Cancellation and nonrenewal requirements applicable to insurance policies exist in every state in the nation.  These laws and regulations are founded on the principle that insurance customers should be protected against losing insurance coverage without proper notice and without good reason.  As such, many states require that mid-term cancellation of an insurance policy only be effectuated for specific statutorily-defined reasons, and that sufficient advance notice must be given to the insured prior to the cancellation or nonrenewal of an insurance policy.

However, whether or not each state’s cancellation and nonrenewal requirements apply to the surplus lines market differs substantially between U.S. jurisdictions and, in some instances, applicability is not always clear.  Because surplus lines policies are often required to have disclosures indicating that the surplus lines insurer may not be subject to all of the laws and regulations of the insured’s home state, a number of jurisdictions have taken the position that the insured has effectively been put on notice that its surplus lines carrier, as part of the service of providing unavailable (and often complex and specialty) insurance coverage, will not necessarily need to abide by the cancellation and nonrenewal laws.  Yet, other states see this issue differently and strive to regulate the surplus lines market nearly to the same extent that the admitted market is regulated.
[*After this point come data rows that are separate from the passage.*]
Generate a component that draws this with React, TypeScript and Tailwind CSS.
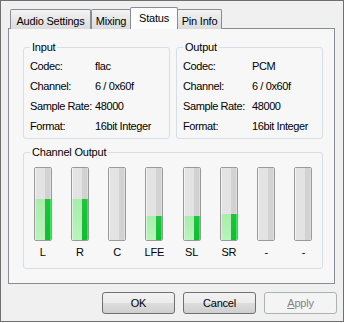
import React from 'react';

const rows = [
  ['Codec:', 'flac', 'PCM'],
  ['Channel:', '6 / 0x60f', '6 / 0x60f'],
  ['Sample Rate:', '48000', '48000'],
  ['Format:', '16bit Integer', '16bit Integer'],
];

const channels: { name: string; level: number }[] = [
  { name: 'L', level: 41 },
  { name: 'R', level: 41 },
  { name: 'C', level: 0 },
  { name: 'LFE', level: 24 },
  { name: 'SL', level: 24 },
  { name: 'SR', level: 26 },
  { name: '-', level: 0 },
  { name: '-', level: 0 },
];

const Tab = ({ label, active, w }: { label: string; active?: boolean; w: string }) => (
  <div
    className={
      active
        ? `${w} h-[22px] -mx-[1px] relative z-10 border border-b-0 border-[#898c95] rounded-t-[2px] bg-[#fcfcfc] flex items-start justify-center pt-[5px]`
        : `${w} h-[20px] mt-[2px] border border-b-0 border-[#898c95] rounded-t-[2px] bg-gradient-to-b from-[#f3f3f3] to-[#dcdcdc] flex items-start justify-center pt-[6px]`
    }
  >
    {label}
  </div>
);

const Group = ({ title, className, children }: { title: string; className: string; children: React.ReactNode }) => (
  <div className={`relative border border-[#d5dfe5] rounded-[3px] ${className}`}>
    <span className="absolute -top-[8px] left-[6px] bg-[#f7f7f7] px-[2px] leading-[14px] whitespace-nowrap">{title}</span>
    {children}
  </div>
);

const Info = ({ col }: { col: 1 | 2 }) => (
  <div className="flex flex-col pt-[8px] pl-[6px] tracking-[-0.4px]">
    {rows.map((r) => (
      <div key={r[0]} className="h-[20px] flex items-center whitespace-nowrap">
        <span className={col === 1 ? 'w-[65px] shrink-0' : 'w-[69px] shrink-0'}>{r[0]}</span>
        <span>{r[col]}</span>
      </div>
    ))}
  </div>
);

const Meter = ({ level }: { level: number }) => (
  <div className="w-[18px] h-[74px] border border-[#9a9a9a] rounded-[2px] flex flex-col overflow-hidden">
    <div className="flex-1 flex">
      <div className="w-[10px] bg-[#e3e3e3] border-l border-[#f4f4f4]" />
      <div className="w-[5px] bg-[#d2d2d2]" />
      <div className="flex-1 bg-[#dedede]" />
    </div>
    {level > 0 && (
      <div className="flex" style={{ height: level }}>
        <div className="w-[10px] bg-gradient-to-b from-[#a6eeaa] to-[#b8f4bc] border-l border-[#d4f8d4]" />
        <div className="w-[5px] bg-gradient-to-b from-[#17c83a] to-[#0cc030]" />
        <div className="flex-1 bg-[#4ed86a]" />
      </div>
    )}
  </div>
);

const Button = ({ children, disabled }: { children: React.ReactNode; disabled?: boolean }) => (
  <div
    className={
      disabled
        ? 'w-[73px] h-[22px] border border-[#adb2b5] rounded-[3px] bg-[#f4f4f4] text-[#838383] flex items-center justify-center'
        : 'w-[73px] h-[22px] border border-[#707070] rounded-[3px] bg-[linear-gradient(to_bottom,#f2f2f2_0%,#ebebeb_50%,#dddddd_50%,#cfcfcf_100%)] flex items-center justify-center'
    }
  >
    {children}
  </div>
);

export default function App() {
  return (
    <div
      className="w-[344px] h-[322px] bg-[#f0f0f0] border border-[#6f6f6f] text-black text-[11px] leading-none tracking-[-0.2px]"
      style={{ fontFamily: '"Liberation Sans", Arial, sans-serif' }}
    >
      <div className="pt-[6px] pl-[7px] pr-[8px]">
        <div className="flex pl-[2px] items-end h-[22px]">
          <Tab label="Audio Settings" w="w-[81px]" />
          <Tab label="Mixing" w="w-[40px]" />
          <Tab label="Status" active w="w-[48px]" />
          <Tab label="Pin Info" w="w-[45px]" />
        </div>
        <div className="-mt-[1px] h-[256px] border border-[#898c95] bg-[#f7f7f7] pl-[14px] pr-[11px] pt-[18px]">
          <div className="flex gap-[6px]">
            <Group title="Input" className="w-[147px] h-[92px]">
              <Info col={1} />
            </Group>
            <Group title="Output" className="w-[147px] h-[92px]">
              <Info col={2} />
            </Group>
          </div>
          <Group title="Channel Output" className="mt-[13px] w-[300px] h-[117px]">
            <div className="grid grid-cols-8 pt-[14px]">
              {channels.map((c, i) => (
                <div key={i} className="flex flex-col items-center">
                  <Meter level={c.level} />
                  <div className="mt-[6px] h-[12px]">{c.name}</div>
                </div>
              ))}
            </div>
          </Group>
        </div>
        <div className="flex justify-end gap-[8px] pt-[8px] -mr-[2px]">
          <Button>OK</Button>
          <Button>Cancel</Button>
          <Button disabled>
            <span>
              <span className="underline">A</span>pply
            </span>
          </Button>
        </div>
      </div>
    </div>
  );
}
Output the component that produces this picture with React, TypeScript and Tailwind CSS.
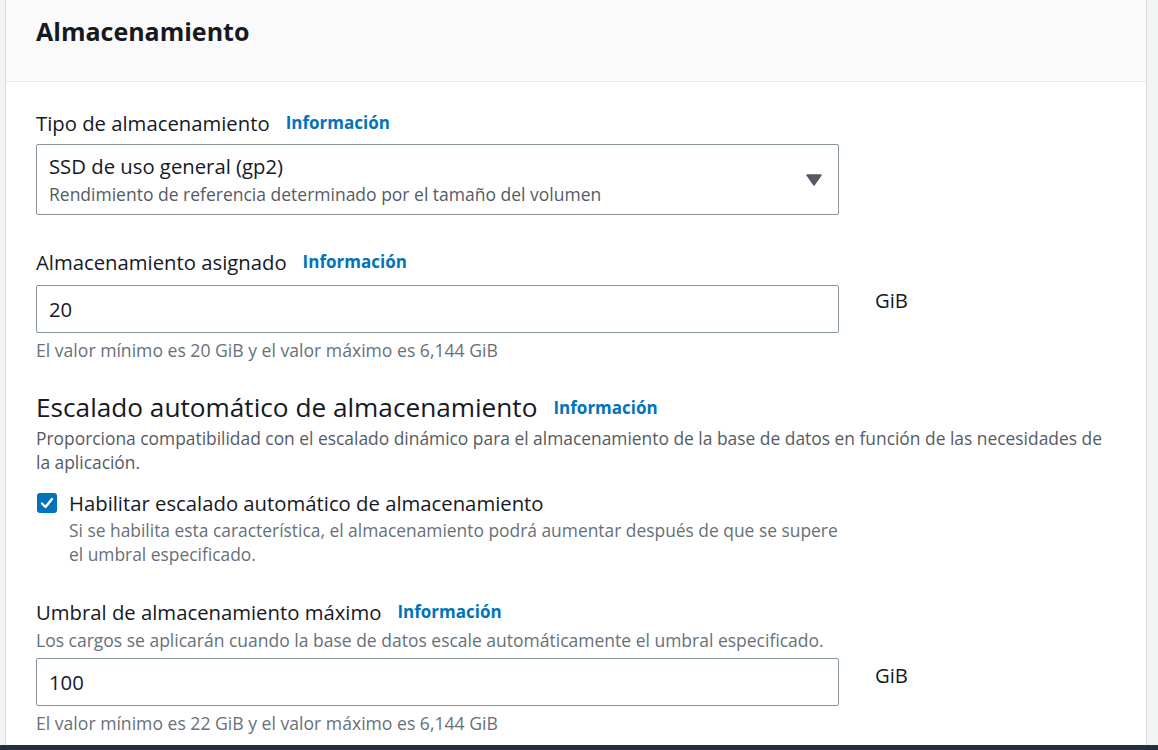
import React from "react";

const Info = () => (
  <span className="ml-[16px] text-[17px] font-bold text-[#0073bb]">Información</span>
);

export default function App() {
  return (
    <div
      className="w-[1158px] h-[750px] bg-[#f2f3f3] flex flex-col overflow-hidden text-[#16191f]"
      style={{ fontFamily: '"Open Sans", "Noto Sans", Arial, sans-serif' }}
    >
      <div className="flex-1 flex pl-[5px] pr-[11px] min-h-0">
        <div className="flex-1 bg-white border-x border-[#d5dbdb] flex flex-col min-h-0">
          <div className="h-[82px] bg-[#fafafa] border-b border-[#eaeded] px-[30px] pt-[14px] shrink-0">
            <h2 className="text-[25px] font-bold leading-[34px] text-[#16191f]">Almacenamiento</h2>
          </div>
          <div className="pl-[30px] pt-[27px]">
            {/* Tipo de almacenamiento */}
            <div className="flex items-center h-[28px] text-[20.3px]">
              <span>Tipo de almacenamiento</span>
              <Info />
            </div>
            <div className="mt-[7px] w-[803px] h-[71px] border border-[#879596] rounded-[2px] flex items-center pl-[12px] pr-[16px]">
              <div className="flex-1 flex flex-col">
                <span className="text-[20.3px] leading-[28px]">SSD de uso general (gp2)</span>
                <span className="text-[17.5px] leading-[28px] text-[#545b64]">Rendimiento de referencia determinado por el tamaño del volumen</span>
              </div>
              <svg width="16" height="12" viewBox="0 0 16 12">
                <path d="M1 1 L15 1 L8 11 Z" fill="#545b64" strokeLinejoin="round" stroke="#545b64" strokeWidth="1.5" />
              </svg>
            </div>

            {/* Almacenamiento asignado */}
            <div className="flex items-center h-[28px] text-[20.3px] mt-[33px]">
              <span>Almacenamiento asignado</span>
              <Info />
            </div>
            <div className="flex mt-[9px]">
              <div className="w-[803px] h-[48px] border border-[#879596] rounded-[2px] flex items-center pl-[12px] text-[20.3px]">20</div>
              <span className="ml-[36px] text-[20.3px] leading-[28px] mt-[1px]">GiB</span>
            </div>
            <div className="text-[17.6px] text-[#687078] leading-[22px] mt-[6px]">El valor mínimo es 20 GiB y el valor máximo es 6,144 GiB</div>

            {/* Escalado */}
            <div className="flex items-center h-[34px] mt-[30px]">
              <span className="text-[26.2px]">Escalado automático de almacenamiento</span>
              <Info />
            </div>
            <div className="text-[17.4px] text-[#545b64] leading-[24px] w-[1080px] mt-[1px]">
              Proporciona compatibilidad con el escalado dinámico para el almacenamiento de la base de datos en función de las necesidades de la aplicación.
            </div>
            <div className="flex mt-[14px]">
              <div className="w-[20px] h-[20px] rounded-[3px] bg-[#0073bb] flex items-center justify-center mt-[5px] ml-[1px] shrink-0">
                <svg width="14" height="12" viewBox="0 0 14 12">
                  <path d="M2 6.5 L5.5 10 L12 2" fill="none" stroke="white" strokeWidth="2.4" strokeLinecap="round" strokeLinejoin="round" />
                </svg>
              </div>
              <div className="ml-[12px] flex flex-col">
                <span className="text-[20.3px] leading-[30px]">Habilitar escalado automático de almacenamiento</span>
                <span className="text-[17.4px] text-[#687078] leading-[24px] w-[780px]">
                  Si se habilita esta característica, el almacenamiento podrá aumentar después de que se supere el umbral especificado.
                </span>
              </div>
            </div>

            {/* Umbral */}
            <div className="flex items-center h-[28px] text-[20.3px] mt-[32px]">
              <span>Umbral de almacenamiento máximo</span>
              <Info />
            </div>
            <div className="text-[17.5px] text-[#687078] leading-[24px] mt-[2px]">Los cargos se aplicarán cuando la base de datos escale automáticamente el umbral especificado.</div>
            <div className="flex mt-[6px]">
              <div className="w-[803px] h-[48px] border border-[#879596] rounded-[2px] flex items-center pl-[12px] text-[20.3px]">100</div>
              <span className="ml-[36px] text-[20.3px] leading-[28px] mt-[3px]">GiB</span>
            </div>
            <div className="text-[17.6px] text-[#687078] leading-[22px] mt-[6px]">El valor mínimo es 22 GiB y el valor máximo es 6,144 GiB</div>
          </div>
        </div>
      </div>
      <div className="h-[5px] bg-[#232f3e] shrink-0" />
    </div>
  );
}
To our knowledge, only Florida and Maine have statutes set forth in their respective surplus lines laws expressly addressing cancellation and nonrenewal standards applicable to surplus lines insurers.  This does not mean, however, that the surplus lines market need not worry about the other states.  For example, Indiana explicitly carves out from its cancellation and nonrenewal requirements automobile insurance and medical malpractice policies, but does specifically include “all lines of commercial property and casualty insurance.”  Ind. Code § 27-1-31-1.  Therefore, as surplus lines insurance is not excluded from the cancellation and nonrenewal requirements, and such requirements expressly apply to all property and casualty lines, Indiana likely does apply its termination and nonrenewal requirements to surplus lines insurers.

By contrast, Illinois specifically sets forth every provision of the Illinois Insurance Code applicable to surplus lines insurers under 215 ILCS 5/445(12).  The notice of cancellation and nonrenewal requirements are found under 215 ILCS 5/143 et seq., which are not provisions listed as applicable to surplus lines carriers under 215 ILCS 5/445(12).  Therefore, the interplay between various laws leads to the conclusion that Illinois does not apply its cancellation and nonrenewal requirements to surplus lines insurers.  Some states do not expressly identify applicability of cancellation and nonrenewal standards to surplus lines insurers in their statutes but rather through published guidance; for example, in Vermont, Bulletin 176 (June 3, 2013) “remind[s] surplus lines insurers and surplus lines brokers that Vermont law governing the cancellation, nonrenewal and renewal of insurance policies does apply to any surplus lines contract where the State of Vermont is the home state of the insured.”

To make matters more confusing, some states do not directly identify whether requirements applicable to admitted insurers apply to surplus lines insurers, but rather adhere to “desk-drawer” rules to determine applicability.  In particular, some states take an internal position that cancellation and nonrenewal laws applicable to admitted insurers do (or do not) apply to surplus lines insurers, even if no statute or regulation is specifically on point.  In such instances, the best practice is to utilize legal counsel to consult contacts at the respective insurance departments.

While cancellation and nonrenewal statutes and regulations have existed for decades, make no mistake, this is an ever-evolving issue.  The emergence of “InsurTech” and delivery of electronic policies that may be turned “on” and “off” raise continued regulatory concerns as to whether appropriate notice has been given for cancellation or nonrenewal of an insurance policy.  And states, to this day, continue to weigh in on the issue.  Just this month, the Louisiana Department of Insurance issued Advisory Letter 2019-01 (April 9, 2019) “advis[ing] all surplus lines insurers of the notice requirement for non-renewal or cancellation of [certain personal lines] surplus lines property and casualty insurance policies.”  The advisory letter may be found here.  Prior to the issuance of the advisory letter, it was not entirely clear from statutory construction in Louisiana that surplus lines insurers were required to adhere to personal lines cancellation and nonrenewal requirements.

Perhaps the largest lesson to be learned here is that applicability of various insurance laws, regulations and standards to surplus lines insurers is ever-changing and not always apparent.  And, cancellation and nonrenewal requirements are but one set of insurance laws out of literally thousands that may, or may not, be applicable to the surplus lines market depending on the laws of a particular state.